Attorneys for Gov. Jeb Bush are preparing to respond to the NAACP's legal challenge to his initiative ending affirmative action in state university admissions, a spokeswoman said.

Bush remains convinced the Board of Regents has the authority to change admission rules, spokeswoman Liz Hirst said.

The 58-page brief, filed last week with the state appeals court in Tallahassee by Florida NAACP attorney John Newton, aims to stop Bush and the state university system from continuing the Talented 20 component of his One Florida initiative.

The National Association for the Advancement of Colored People argues that Bush overstepped his authority by requiring universities to make space for all students in the top 20 percent of their class, regardless of whether the Legislature provided funding for them.

Attorneys for Bush and the state university system have 50 days to respond.

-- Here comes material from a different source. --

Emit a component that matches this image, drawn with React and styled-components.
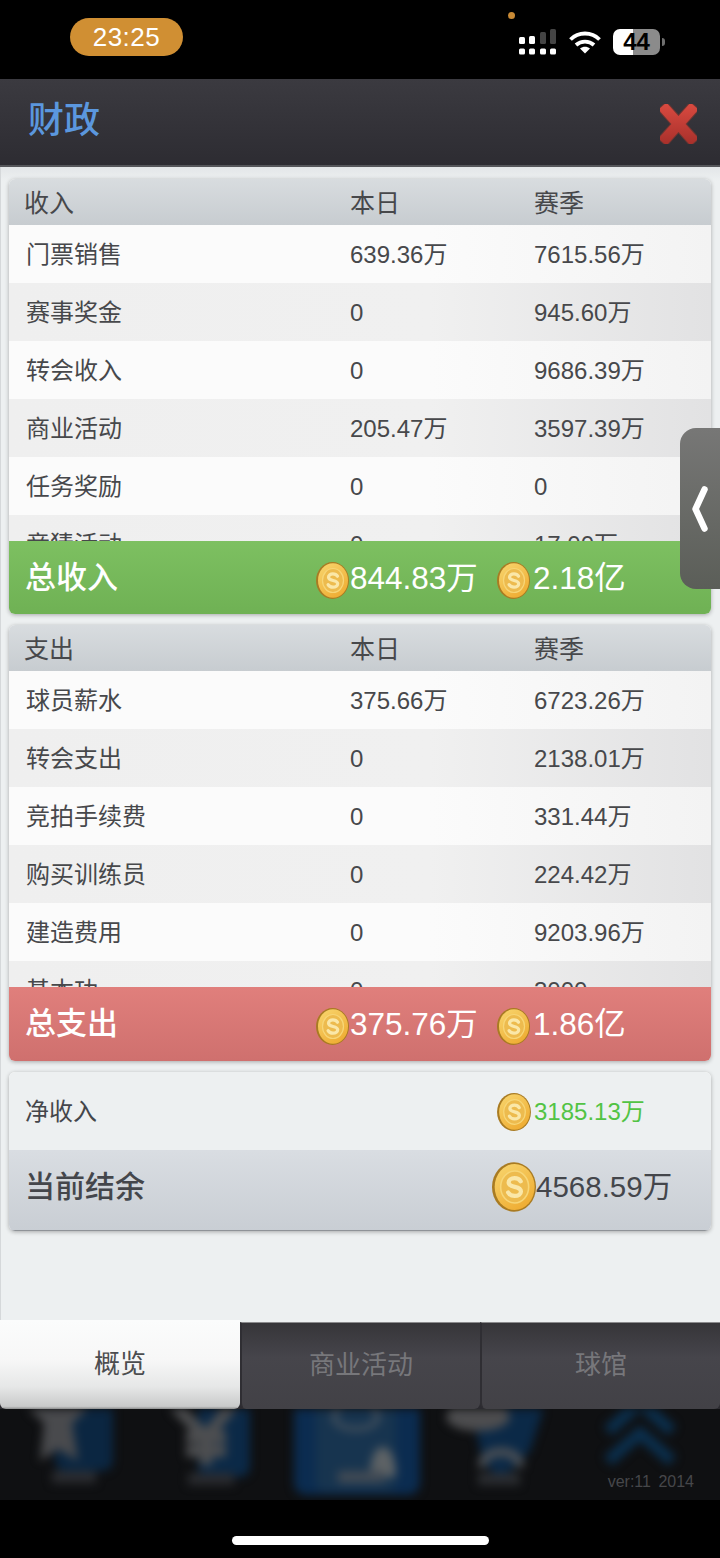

"The important thing about this case is not One Florida or the Talented 20," Newton said. "It's about the separation of power and who's going to decide these issues of statewide importance _ the governor by fiat or the Legislature through debate and careful balance."

In July, an administrative law judge rejected an NAACP challenge and allowed Bush's program to move forward. The governor's lawyers looked over the brief Tuesday, and Hirst said they think it just restates original arguments.

Talented 20 bans consideration of race and gender in university admissions. However, it guarantees admission to one of the state's 10 public universities to all high school students who graduate in the top 20 percent of their classes and pass a required academic curriculum.

The governor and the state university system, which approved the changes in the admissions policy earlier this year, insist the plan will boost minority enrollment.

"By the time this gets through the courts, we'll have a better record to show how successful it is," said regent Steven Uhlfelder. "I wouldn't have supported it if I didn't think it would work."